Après des mois de négociations, le Canada et Google ont conclu un accord «historique» pour que le géant californien verse une compensation aux entreprises de presse du pays en échange de la diffusion de leurs contenus.

C'est une victoire des médias contre les GAFAM. « Google versera un soutien financier de 100 millions de dollars par année (67 millions d'euros, ndlr), indexé à l'inflation », a déclaré à Ottawa la ministre du Patrimoine canadien, Pascale St-Onge, saluant un arrangement « historique ». Elle a toutefois précisé que le Canada se gardait « le droit de rouvrir l'entente » si jamais de meilleurs accords étaient négociés dans d'autres pays.

« On est très content d'avoir pu arriver à une entente avec Google pour s'assurer que des journalistes, y compris des petits médias locaux, vont être appuyés pour les années à venir », a salué le Premier ministre Justin Trudeau, assurant que l'accord représentait « un modèle pour nos démocraties ». Son gouvernement souhaitait initialement obtenir 172 millions de dollars de la part de Google au terme de ces négociations.

Ottawa s'est engagé ces derniers mois dans un bras de fer avec Google et Meta à propos de sa nouvelle « loi sur les nouvelles en ligne », qui doit obliger les géants du numérique à conclure des accords commerciaux avec les médias pour la diffusion de leurs contenus sur leurs plateformes. La législation, connue sous l'appellation C-18, ne doit entrer en vigueur que le 19 décembre mais Meta et Google -- les deux seules entreprises à y être assujetties -- s'y sont déjà opposées.

Google avait début octobre évoqué un possible blocage sur son moteur de recherche des sites d'information, si la loi canadienne n'était pas modifiée. De son côté, Meta - propriétaire de Facebook et Instagram - bloque au Canada l'accès aux contenus d'actualité de médias sur ses plateformes depuis le 1er août.

L'accord annoncé mercredi 29 novembre prévoit que Google puisse « verser sa contribution à un seul collectif » qui à son tour distribuera la somme « à tous les médias d'information admissibles et intéressés » en fonction du nombre d'emplois à temps plein en journalisme.

Aide jugée insuffisante

Google Canada a réagi brièvement mercredi, se disant engagée à « envoyer du trafic important aux éditeurs canadiens ». « Nous remercions la ministre du Patrimoine canadien, Pascale St-Onge, d'avoir reconnu nos préoccupations », a déclaré Kent Walker, directeur des affaires publiques chez Google. Le mouvement citoyen de défense des médias « Les Amis » craint toutefois que la somme promise ne soit pas suffisante pour venir à la rescousse d'un milieu en crise.
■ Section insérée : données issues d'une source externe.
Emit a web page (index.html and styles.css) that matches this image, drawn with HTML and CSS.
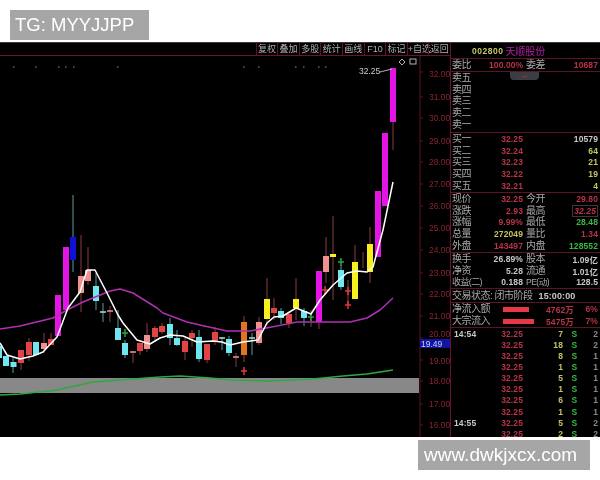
FILE: index.html
```html
<!DOCTYPE html>
<html lang="zh">
<head>
<meta charset="utf-8">
<title>002800</title>
<link rel="stylesheet" href="styles.css">
</head>
<body>
<header class="top"><div class="tag tag-tg">TG: MYYJJPP</div></header>
<main class="term">
  <section class="chart">
    <nav class="tools">
      <span>复权</span><span>叠加</span><span>多股</span><span>统计</span><span>画线</span><span>F10</span><span>标记</span><span>+自选</span><span>返回</span>
    </nav>
    <svg class="plot" viewBox="0 56 450 381" width="450" height="381">
      <rect class="band" x="0" y="378" width="419" height="15"/>
      <path class="axis" d="M420 56V437M420 72h3M420 97h3M420 118h3M420 141h3M420 162h3M420 184h3M420 206h3M420 228h3M420 250h3M420 273h3M420 294h3M420 316h3M420 338h3M420 360h3M420 381h3M420 404h3M420 425h3"/>
      <g class="ticks">
        <text x="429" y="77">32.00</text><text x="429" y="100">31.00</text><text x="429" y="121">30.00</text><text x="429" y="144">29.00</text><text x="429" y="165">28.00</text><text x="429" y="187">27.00</text><text x="429" y="209">26.00</text><text x="429" y="231">25.00</text><text x="429" y="253">24.00</text><text x="429" y="276">23.00</text><text x="429" y="297">22.00</text><text x="429" y="319">21.00</text><text x="429" y="337">20.00</text><text x="429" y="364">19.00</text><text x="429" y="384">18.00</text><text x="429" y="407">17.00</text><text x="429" y="428">16.00</text>
      </g>
      <path class="dots" d="M13 67h1.500M35 67h1.500M58 67h1.500M65 67h1.500M73 67h1.500M117 67h1.500M243 67h1.500M258 67h1.500M295 67h1.500M303 67h1.500M318 67h1.500M325 67h1.500"/>

      <path class="wick w-red" d="M21 350V370M29 338V361M44 333V353M51 333V345M81 235V312M88 247V285M110 306V322M133 351V363M140 343V355M147 323V352M155 326V340M162 323V334M185 338V360M192 330V347M207 344V363M215 327V345M236 353V367M244 316V362M259 317V345M267 278V325M274 298V320M289 312V328M296 278V320M311 310V327M319 322V329M326 237V283M333 216V300M348 280V305M355 245V265M363 252V268M370 227V283M393 122V150"/>
      <path class="wick w-teal" d="M13 358V373M73 195V272M96 273V310M103 303V322M118 310V340M125 340V358M170 318V345M177 330V346M199 330V362M222 337V350M229 336V356M252 333V355M281 308V324M304 308V326M341 265V290"/>

      <path class="body b-cyan" d="M-1 346V358M6 356V366M13.500 362V367M36 342V355M96 286V301M118 328V340M125 343V355M170 324V338M177 338V345M199 337V359M229 339V353M281 311V318M304 311V318M341 270V287"/>
      <path class="body b-red" d="M21 350V363M29 342V355M51 339V345M140 343V351M155 328V337M162 326V332M185 341V352M192 333V338M207 344V360M215 332V342M274 308V313M289 314V323"/>
      <path class="body b-pink" d="M44 343V349M81 276V293M88 270V281M147 335V349M259 322V343M326 256V272"/>
      <path class="body b-magenta" d="M58 295V336M66 247V310M319 271V322M378 191V257M385 133V206M393 68V122"/>
      <path class="body b-blue" d="M73 237V260"/>
      <path class="body b-orange" d="M244 322V355"/>
      <path class="body b-yellow" d="M267 299V319M296 299V308M333 254V257M355 262V299M370 244V272"/>
      <path class="doji d-cyan" d="M100 312h6M219 338h6M249 338h6"/>
      <path class="doji d-pink" d="M107 311h6M130 352h6M233 357h6"/>
      <path class="mark m-green" d="M125 329v8M122 333h6M341 258v8M338 262h6M311 313v8M308 317h6"/>
      <path class="mark m-red" d="M244 367v8M241 371h6M325 286v8M322 290h6M348 287v8M345 291h6M348 301v8M345 305h6"/>

      <path class="line l-green" d="M0 395L20 394L57 390L93 382L133 379L160 377L180 376L210 378L233 380L267 381L313 379L343 376L367 374L393 370"/>
      <path class="line l-purple" d="M0 329L20 326L53 318L67 310L83 302L110 291L120 289L133 293L157 308L163 313L187 322L200 325L227 331L250 331L277 326L297 322L350 322L367 318L380 310L393 298"/>
      <path class="line l-white" d="M0 343L7 355L20 359L33 356L43 352L57 337L68 308L80 292L87 270L95 270L107 293L118 315L123 323L137 340L150 344L160 338L170 335L183 336L197 342L213 341L222 342L230 345L243 342L258 340L267 323L274 317L283 316L296 308L311 314L320 300L333 285L347 273L357 271L367 272L373 267L383 230L393 182"/>

      <text class="price" x="359" y="74">32.25</text>
      <path class="pointer" d="M380 72L392 69"/>
      <path class="pointer" d="M402 59l3 3l-3 3l-3-3z"/>
      <rect class="pointer" x="410" y="59" width="6" height="5"/>
      <rect class="now" x="420" y="339" width="31" height="9"/>
      <text class="now-text" x="421" y="347">19.49</text>
    </svg>
  </section>

  <aside class="side">
    <div class="s s-title"><b class="code">002800</b><b class="name">天顺股份</b></div>
    <div class="s s-ratio row">
      <span class="l">委比</span><span class="n red">100.00%</span><span class="l l2">委差</span><span class="n red">10687</span>
    </div>
    <div class="s s-sell">
      <div class="row"><span class="l">卖五</span></div>
      <div class="row"><span class="l">卖四</span></div>
      <div class="row"><span class="l">卖三</span></div>
      <div class="row"><span class="l">卖二</span></div>
      <div class="row"><span class="l">卖一</span></div>
      <div class="fold"><i></i></div>
    </div>
    <div class="s s-buy">
      <div class="row"><span class="l">买一</span><span class="n red">32.25</span><span></span><span class="n pale">10579</span></div>
      <div class="row"><span class="l">买二</span><span class="n red">32.24</span><span></span><span class="n yel">64</span></div>
      <div class="row"><span class="l">买三</span><span class="n red">32.23</span><span></span><span class="n yel">21</span></div>
      <div class="row"><span class="l">买四</span><span class="n red">32.22</span><span></span><span class="n yel">19</span></div>
      <div class="row"><span class="l">买五</span><span class="n red">32.21</span><span></span><span class="n yel">4</span></div>
    </div>
    <div class="s s-stats">
      <div class="row"><span class="l">现价</span><span class="n red">32.25</span><span class="l l2">今开</span><span class="n red">29.80</span></div>
      <div class="row"><span class="l">涨跌</span><span class="n red">2.93</span><span class="l l2">最高</span><span class="n red"><em class="boxed">32.25</em></span></div>
      <div class="row"><span class="l">涨幅</span><span class="n red">9.99%</span><span class="l l2">最低</span><span class="n grn">28.48</span></div>
      <div class="row"><span class="l">总量</span><span class="n yel">272049</span><span class="l l2">量比</span><span class="n red">1.34</span></div>
      <div class="row"><span class="l">外盘</span><span class="n red">143497</span><span class="l l2">内盘</span><span class="n grn">128552</span></div>
    </div>
    <div class="s s-fund">
      <div class="row"><span class="l">换手</span><span class="n pale">26.89%</span><span class="l l2">股本</span><span class="n pale">1.09亿</span></div>
      <div class="row"><span class="l">净资</span><span class="n pale">5.28</span><span class="l l2">流通</span><span class="n pale">1.01亿</span></div>
      <div class="row"><span class="l l-tight">收益(二)</span><span class="n pale">0.188</span><span class="l l2 pe">PE(动)</span><span class="n pale">128.5</span></div>
    </div>
    <div class="s s-state"><span class="l">交易状态: 闭市阶段</span><b class="n pale clock">15:00:00</b></div>
    <div class="s s-flow">
      <div class="flow"><span class="l">净流入额</span><span class="bar bar-a"></span><span class="n red amt">4762万</span><span class="n red">6%</span></div>
      <div class="flow"><span class="l">大宗流入</span><span class="bar bar-b"></span><span class="n red amt">5475万</span><span class="n red">7%</span></div>
    </div>
    <div class="s-trades">
      <div class="trade"><span class="n t">14:54</span><span class="n red">32.25</span><span class="n yel">7</span><span class="n grn c">S</span><span class="n dim">2</span></div>
      <div class="trade"><span></span><span class="n red">32.25</span><span class="n yel">18</span><span class="n grn c">S</span><span class="n dim">2</span></div>
      <div class="trade"><span></span><span class="n red">32.25</span><span class="n yel">8</span><span class="n grn c">S</span><span class="n dim">1</span></div>
      <div class="trade"><span></span><span class="n red">32.25</span><span class="n yel">1</span><span class="n grn c">S</span><span class="n dim">1</span></div>
      <div class="trade"><span></span><span class="n red">32.25</span><span class="n yel">5</span><span class="n grn c">S</span><span class="n dim">1</span></div>
      <div class="trade"><span></span><span class="n red">32.25</span><span class="n yel">1</span><span class="n grn c">S</span><span class="n dim">1</span></div>
      <div class="trade"><span></span><span class="n red">32.25</span><span class="n yel">6</span><span class="n grn c">S</span><span class="n dim">1</span></div>
      <div class="trade"><span></span><span class="n red">32.25</span><span class="n yel">1</span><span class="n grn c">S</span><span class="n dim">1</span></div>
      <div class="trade"><span class="n t">14:55</span><span class="n red">32.25</span><span class="n yel">5</span><span class="n grn c">S</span><span class="n dim">2</span></div>
      <div class="trade"><span></span><span class="n red">32.25</span><span class="n yel">2</span><span class="n grn c">S</span><span class="n dim">2</span></div>
    </div>
  </aside>
</main>
<footer class="bottom"><div class="tag tag-url">www.dwkjxcx.com</div></footer>
</body>
</html>
```

FILE: styles.css
```css
* { box-sizing: border-box; }
html, body { margin: 0; height: 480px; overflow: hidden; background: #fff; }
body { font-family: "Liberation Sans", "Noto Sans CJK SC", sans-serif; }

.top { height: 42px; padding: 10px 0 0 10px; }
.tag { background: #a6a6a6; color: #fff; display: flex; align-items: center; filter: blur(.3px); }
.tag-tg { width: 139px; height: 30px; padding-left: 5px; font-size: 18.500px; }
.bottom { display: flex; justify-content: flex-end; padding: 3px 10px 0 0; }
.tag-url { width: 172px; height: 30px; padding-left: 6px; font-size: 19px; }

.term { display: flex; height: 395px; background: #000; border-top: 1px solid #3a3a3a; overflow: hidden; }

.chart { width: 450px; flex: none; display: flex; flex-direction: column; }
.tools { height: 13px; flex: none; display: flex; justify-content: flex-end; border-bottom: 1px solid #6a1428; }
.tools span { width: 21.600px; flex: none; border-left: 1px solid #5a1424; text-align: center; color: #b0b0b0; font-size: 9px; line-height: 12px; white-space: nowrap; filter: blur(.3px); }
.plot { display: block; flex: none; filter: blur(.35px); }

.band { fill: #888; }
.axis { stroke: #5a1420; stroke-width: 1; fill: none; }
.ticks text { fill: #8c2430; font-size: 8.500px; }
.dots { stroke: #7a5090; stroke-width: 1.500; fill: none; }
.wick { fill: none; stroke-width: 1; }
.w-red { stroke: #8a3c40; }
.w-teal { stroke: #5c9c9c; }
.body { fill: none; stroke-width: 6; }
.b-cyan { stroke: #70e6f0; }
.b-red { stroke: #e04444; }
.b-pink { stroke: #f09090; }
.b-magenta { stroke: #e414e4; }
.b-blue { stroke: #1010d8; }
.b-orange { stroke: #e07420; }
.b-yellow { stroke: #f6f020; }
.doji { fill: none; stroke-width: 1.500; }
.d-cyan { stroke: #a8e0e0; }
.d-pink { stroke: #f09090; }
.mark { fill: none; stroke-width: 1.500; }
.m-green { stroke: #30a040; }
.m-red { stroke: #e03838; }
.line { fill: none; stroke-linejoin: round; }
.l-white { stroke: #fff; stroke-width: 1.500; }
.l-purple { stroke: #b030b0; stroke-width: 1.500; }
.l-green { stroke: #30a840; stroke-width: 1.500; }
.price { fill: #d0d0d0; font-size: 8.500px; }
.pointer { fill: none; stroke: #b0b0b0; stroke-width: 1; }
.now { fill: #1414a0; }
.now-text { fill: #c8d0ff; font-size: 8.500px; }

.side { width: 150px; flex: none; border-left: 1px solid #6a1428; position: relative; color: #a8a8a8; filter: blur(.25px); }
.s { border-bottom: 1px solid #5a1424; }
.l { font-size: 10px; letter-spacing: -.5px; white-space: nowrap; line-height: 1; }
.l-tight { font-size: 9px; letter-spacing: -.6px; }
.n { font-size: 8.500px; font-weight: 700; letter-spacing: .1px; text-align: right; white-space: nowrap; font-style: normal; }
.red { color: #b83448; }
.yel { color: #c4c464; }
.grn { color: #38b848; }
.pale { color: #c8c8c8; }
.dim { color: #888; }

.row { display: grid; grid-template-columns: 37px 34px 22px 1fr; align-items: center; height: 11.800px; padding: 0 2px 0 1px; }
.l2 { padding-left: 3px; }
.pe { font-size: 8.500px; }

.s-title { height: 16px; display: flex; padding-left: 21px; align-items: center; gap: 2px; }
.code { color: #c8c864; font-size: 8.500px; letter-spacing: .5px; }
.name { color: #b020a0; font-size: 10px; font-weight: 400; }
.s-ratio { height: 13px; }
.s-sell { height: 61px; position: relative; }
.fold { position: absolute; left: 59px; top: 0; width: 29px; height: 8px; background: #3c3c44; border-radius: 0 0 4px 4px; display: flex; justify-content: center; align-items: center; }
.fold i { width: 5px; height: 1px; background: #a03040; }
.s-buy { height: 60px; }
.s-stats { height: 60px; }
.s-fund { height: 36px; }
.s-state { height: 14px; padding: 0 0 0 1px; display: flex; align-items: center; gap: 6px; }
.clock { font-size: 9px; }
.s-flow { height: 25px; }
.boxed { border: 1px solid #503038; padding: 0 1px; }

.flow { display: grid; grid-template-columns: 51px 43px 27px 1fr; align-items: center; height: 12px; padding: 0 2px 0 1px; }
.bar { height: 5px; background: #e83848; display: block; }
.bar-a { width: 26px; }
.bar-b { width: 31px; }
.amt { text-align: left; }

.s-trades { height: 110px; overflow: hidden; }
.trade { display: grid; grid-template-columns: 37px 34px 40px 1fr 12px; align-items: center; height: 11.150px; padding: 0 2px 0 1px; }
.t { color: #c8c8c8; text-align: left; padding-left: 2px; }
.c { text-align: center; }
```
« Alors que cet accord apportera une injection de fonds indispensable au secteur canadien des médias d'information, il n'apportera pas au journalisme canadien le niveau de soutien que nous espérions voir », a réagi à l'AFP sa directrice générale, Marla Boltman, insistant pour que « d'autres outils de soutien » soient mis en place.

La nouvelle législation fédérale a été créée plus tôt cette année afin de freiner l'érosion de la presse au Canada au profit des géants du numérique, vers lesquels les revenus publicitaires ont migré. Depuis plus d'une décennie, près de 500 médias canadiens ont fermé leurs portes et des milliers de journalistes ont perdu leur emploi, selon la ministre St-Onge. Plus tôt ce mois-ci, le groupe TVA - principale chaîne d'information télévisée privée au Québec - a licencié un tiers de son personnel en raison de sa situation déficitaire. Des plans de restrictions budgétaires sont également pressentis à CBC/Radio-Canada, le radiodiffuseur public canadien.

Casse-tête

Si l'Association canadienne des journalistes accueille favorablement l'entente entre Ottawa et Google, elle craint toutefois que la répartition des 100 millions de dollars ne devienne un véritable casse-tête. « Cet exercice sera difficile, j'en suis sûr, parce que tous les médias sont présentement en grave situation financière », a réagi à l'AFP son président, Brent Jolly. Ce dernier s'est néanmoins montré satisfait de l'accord puisque, dit-il, l'avenir du journalisme aurait été encore davantage menacé si Google avait décidé de bloquer les contenus des médias de son moteur de recherche.

Interrogé au sujet de l'accord conclu par Google, le groupe Meta a réitéré sa position vis-à-vis de la loi. « A la différence des moteurs de recherche, nous ne cherchons pas à récupérer les articles médiatiques sur internet pour les rendre disponibles à nos utilisateurs », a indiqué un porte-parole dans un communiqué, assurant que le seul moyen pour eux de s'y conformer serait « de bloquer l'accès aux contenus médiatiques au Canada ».